The conference had been called by Sematech to address the problem of electron leakage. As problems go, electron leakage may not be very high on your list. But to a microprocessor manufacturer, electron leakage is a big deal. As computer chips got smaller and smaller from the 1960s through the 1990s, they followed what became known as Moore's Law, which predicted that the density of transistors on computer chips would double roughly every two years.
In 1997, Intel, IBM, Hewlett-Packard, and the other members of Sematech sent out an SOS to the research world warning that they were approaching a natural end to Moore's Law if the problem of electron leakage could not be solved. To fit more and more transistors on a chip through the 60s, 70s, 80s and 90s, the transistors has shrunk in all directions, including the thickness of the insulating layer of silicon dioxide. The chip manufacturers predicted that if the layer got any thinner, the torrent of electrons leaking through would drain too much power and create too much heat for devices to be effective. They needed help and they were asking the community of researchers to put their minds to the problem.
Darrell Schlom did not know much about the production of computer microprocessors, but he did know a heck of a lot about a class of materials called oxides. He prepared for the conference by reading up on what the other conference attendees were going to present. He also saw a list of materials the consortium of chip-makers was recommending as possible replacements for silicon dioxide as the insulating layer on chips. All of the materials on the list were oxides.

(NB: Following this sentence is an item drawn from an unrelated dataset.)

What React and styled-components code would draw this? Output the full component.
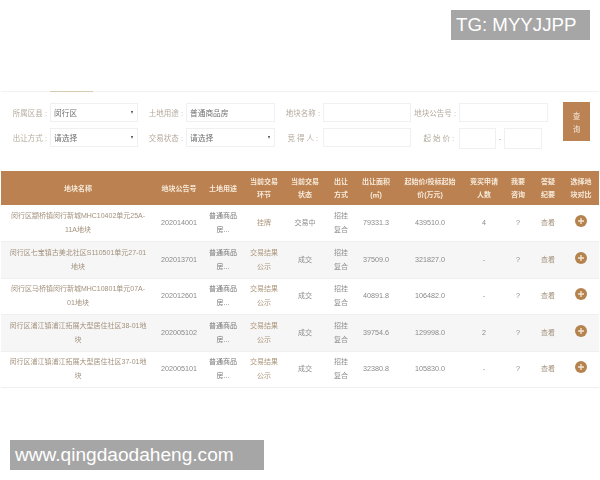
import React from 'react';
import styled, { createGlobalStyle } from 'styled-components';

const Global = createGlobalStyle`
  html, body {
    margin: 0;
    padding: 0;
    background: #fff;
  }
  body {
    width: 600px;
    height: 480px;
    overflow: hidden;
    font-family: "Liberation Sans", "Noto Sans CJK SC", sans-serif;
  }
`;

const Styled = {
  Page: styled.div`
    position: relative;
    width: 600px;
    height: 480px;
    padding-top: 91px;
    box-sizing: border-box;
    overflow: hidden;
  `,
  Content: styled.div`
    filter: blur(0.35px);
  `,
  TabLine: styled.div`
    height: 1px;
    margin: 0 1px;
    background: #f1f1f1;
    &::before {
      content: '';
      display: block;
      width: 43px;
      height: 1px;
      margin-left: 49px;
      background: #d8cbb4;
    }
  `,
  Form: styled.div`
    display: grid;
    grid-template-columns: 38px 88px 48px 89px 48px 88px 48px 89px 42px;
    grid-auto-rows: 19px;
    row-gap: 6px;
    margin: 11px 0 0 12px;
    font-size: 7.7px;
    color: #666;
  `,
  Label: styled.label`
    display: flex;
    align-items: center;
    justify-content: flex-end;
    padding-right: 3px;
    white-space: nowrap;
    color: #b5aa9d;
    font-size: 7.5px;
    letter-spacing: ${(p) => (p.$spaced ? '2px' : '0')};
  `,
  Field: styled.div`
    display: flex;
    align-items: center;
    justify-content: space-between;
    padding: 0 4px 0 3px;
    box-sizing: border-box;
    border: 1px solid #eef0f2;
    background: #fff;
    font-family: "Noto Sans CJK SC", sans-serif;
    color: #707070;
  `,
  Arrow: styled.span`
    width: 0;
    height: 0;
    border-left: 1.5px solid transparent;
    border-right: 1.5px solid transparent;
    border-top: 3px solid #444;
  `,
  Range: styled.div`
    display: grid;
    grid-template-columns: 37px 8px 38px;
    width: 83px;
  `,
  Dash: styled.span`
    color: #999;
    line-height: 21px;
    text-align: center;
  `,
  Search: styled.button`
    grid-column: 9;
    grid-row: 1 / span 2;
    margin: -1px 0 0 15px;
    width: 27px;
    height: 39px;
    padding: 0 9px;
    border: 0;
    background: #bb8353;
    color: #f3e4d6;
    font-family: "Noto Sans CJK SC", sans-serif;
    font-size: 7.5px;
    line-height: 13px;
  `,
  Table: styled.table`
    width: 598px;
    margin: 24px 0 0 1px;
    table-layout: fixed;
    border-collapse: collapse;
    font-family: "Liberation Sans", "Noto Sans CJK SC", sans-serif;
    line-height: 14px;
    text-align: center;
  `,
  HeadRow: styled.tr`
    height: 34px;
    background: #bb8151;
  `,
  Head: styled.th`
    padding: 0;
    color: #f6ead9;
    font-weight: 700;
    font-size: 7px;
    line-height: 13px;
  `,
  Row: styled.tr`
    height: 36.5px;
    border-bottom: 1px solid #efefef;
    background: ${(p) => (p.$striped ? '#f6f6f6' : '#fff')};
  `,
  Cell: styled.td`
    padding: 0 ${(p) => p.$inset || 3}px;
    color: ${(p) => p.$color || '#8e8e8e'};
    font-size: 7px;
  `,
  Number: styled.td`
    padding: 0;
    color: #8a8a8a;
    font-size: 7.2px;
  `,
  Add: styled.svg`
    display: block;
    width: 12px;
    height: 12px;
    margin: -4px auto 0;
  `,
  Badge: styled.div`
    position: absolute;
    height: 30px;
    padding-left: 5px;
    box-sizing: border-box;
    background: #a6a6a6;
    color: #fff;
    line-height: 30px;
    white-space: nowrap;
  `,
};

const TopBadge = styled(Styled.Badge)`
  top: 10px;
  left: 451px;
  width: 139px;
  font-size: 18.7px;
`;

const BottomBadge = styled(Styled.Badge)`
  top: 440px;
  left: 10px;
  width: 254px;
  font-size: 19.1px;
`;

const columns = [154, 48, 40, 42, 40, 32, 38, 70, 38, 30, 30, 36];

const headers = [
  ['地块名称'],
  ['地块公告号'],
  ['土地用途'],
  ['当前交易', '环节'],
  ['当前交易', '状态'],
  ['出让', '方式'],
  ['出让面积', '(㎡)'],
  ['起始价/投标起始', '价(万元)'],
  ['竞买申请', '人数'],
  ['我要', '咨询'],
  ['答疑', '纪要'],
  ['选择地', '块对比'],
];

const rows = [
  { name: '闵行区颛桥镇闵行新城MHC10402单元25A-11A地块', no: '202014001', step: '挂牌', state: '交易中', area: '79331.3', price: '439510.0', count: '4' },
  { name: '闵行区七宝镇古美北社区S110501单元27-01地块', no: '202013701', step: '交易结果公示', state: '成交', area: '37509.0', price: '321827.0', count: '-' },
  { name: '闵行区马桥镇闵行新城MHC10801单元07A-01地块', no: '202012601', step: '交易结果公示', state: '成交', area: '40891.8', price: '106482.0', count: '-' },
  { name: '闵行区浦江镇浦江拓展大型居住社区38-01地块', no: '202005102', step: '交易结果公示', state: '成交', area: '39754.6', price: '129998.0', count: '2' },
  { name: '闵行区浦江镇浦江拓展大型居住社区37-01地块', no: '202005101', step: '交易结果公示', state: '成交', area: '32380.8', price: '105830.0', count: '-' },
];

const AddIcon = () => (
  <Styled.Add viewBox="0 0 12 12">
    <circle cx="6" cy="6" r="6" fill="#b5834e" />
    <path d="M6 3v6M3 6h6" stroke="#f4e6d6" strokeWidth="1.3" />
  </Styled.Add>
);

const App = () => (
  <Styled.Page>
    <Global />
    <Styled.Content>
      <Styled.TabLine />
      <Styled.Form>
        <Styled.Label>所属区县 :</Styled.Label>
        <Styled.Field>闵行区<Styled.Arrow /></Styled.Field>
        <Styled.Label>土地用途 :</Styled.Label>
        <Styled.Field>普通商品房</Styled.Field>
        <Styled.Label>地块名称 :</Styled.Label>
        <Styled.Field />
        <Styled.Label>地块公告号 :</Styled.Label>
        <Styled.Field />
        <Styled.Search>查询</Styled.Search>
        <Styled.Label>出让方式 :</Styled.Label>
        <Styled.Field>请选择<Styled.Arrow /></Styled.Field>
        <Styled.Label>交易状态 :</Styled.Label>
        <Styled.Field>请选择<Styled.Arrow /></Styled.Field>
        <Styled.Label $spaced>竞得人:</Styled.Label>
        <Styled.Field />
        <Styled.Label $spaced>起始价:</Styled.Label>
        <Styled.Range>
          <Styled.Field />
          <Styled.Dash>-</Styled.Dash>
          <Styled.Field />
        </Styled.Range>
      </Styled.Form>
      <Styled.Table>
        <colgroup>
          {columns.map((width, i) => <col key={i} width={width} />)}
        </colgroup>
        <thead>
          <Styled.HeadRow>
            {headers.map((lines) => (
              <Styled.Head key={lines[0] + lines[1]}>
                {lines.map((line) => <div key={line}>{line}</div>)}
              </Styled.Head>
            ))}
          </Styled.HeadRow>
        </thead>
        <tbody>
          {rows.map((row, i) => (
            <Styled.Row key={row.no} $striped={i % 2 === 1}>
              <Styled.Cell $color="#a3917d" $inset={8}>{row.name}</Styled.Cell>
              <Styled.Number>{row.no}</Styled.Number>
              <Styled.Cell $color="#777" $inset={5}>普通商品房...</Styled.Cell>
              <Styled.Cell $color="#ab967c" $inset={7}>{row.step}</Styled.Cell>
              <Styled.Cell>{row.state}</Styled.Cell>
              <Styled.Cell $inset={8}>招挂复合</Styled.Cell>
              <Styled.Number>{row.area}</Styled.Number>
              <Styled.Number>{row.price}</Styled.Number>
              <Styled.Number>{row.count}</Styled.Number>
              <Styled.Number>?</Styled.Number>
              <Styled.Cell $color="#a3917d">查看</Styled.Cell>
              <Styled.Cell><AddIcon /></Styled.Cell>
            </Styled.Row>
          ))}
        </tbody>
      </Styled.Table>
    </Styled.Content>
    <TopBadge>TG: MYYJJPP</TopBadge>
    <BottomBadge>www.qingdaodaheng.com</BottomBadge>
  </Styled.Page>
);

export default App;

The reason Schlom knew so much about oxides can be traced back directly to basic scientific curiosity. In 1992 he was in his first year as a professor at Penn State and he did not yet have a lab to work in. He knew that once he had a lab up and running he was going to want to layer various oxides onto silicon. These sorts of materials had all sorts of interesting and useful properties. But, they could not work very well if the oxide reacted with the silicon it was layered on. A reaction between the silicon and the oxide would interfere with the properties and performance of both materials.
Without a lab to test materials, Schlom and an undergraduate student went back to the books. Specifically, to an enormous desk reference work listing a number called the Gibbs Free Energy value of every element in the periodic table, as well as that of every known oxide. Using the Gibbs Free Energy values, you can determine if they will react with each other under certain conditions of temperature and pressure. Schlom and his student, Kevin James Hubbard, tabulated and published tables of reactivity for a large number of oxides with silicon. Their work was the basis for Hubbard's senior thesis in 1993 and an academic paper published in 1996.
Because of his intimate familiarity with oxides and their reactivity with silicon, Schlom knew that all of the replacements recommended for further research by the chip makers would not work. He knew because the science told him so. He had already done (and published) the math. When he presented his work at the conference, there were some perturbed scientists in the audience. Their research, (and their funding), was based on those now-discredited possibilities. In his presentation, Schlom did not simply eliminate the list of possibilities. He also added a few compounds that he knew (mathematically, anyway) would work to insulate microprocessors in very thin layers without leaking electrons.
Along with some discomfited researchers, also in the audience was Baylor Triplett, from Intel. He immediately understood the repercussions of Schlom's work and invited Schlom to join in the consortium-financed efforts to find a replacement for silicon dioxide. Schlom's career blossomed from there and brought him to Cornell, where he has found a welcoming home for his interest in studying scientific fundamentals and asking the important question: "How can we do things better?" The materials Schlom identified as promising possibilities for the next generation of chip insulation did in fact work out and Moore's Law has continued to hold true, for now.
Schlom, now a tenured professor with eight patents and the recipient of numerous awards, is still doing research into topics of fundamental interest. As part of a multidisciplinary team, he is creating new oxides with unprecedented properties relevant to a host of applications. Schlom is still following his curiosity and going where the science leads him, just like he did in 1998 when he helped redefine the field of microprocessor technology.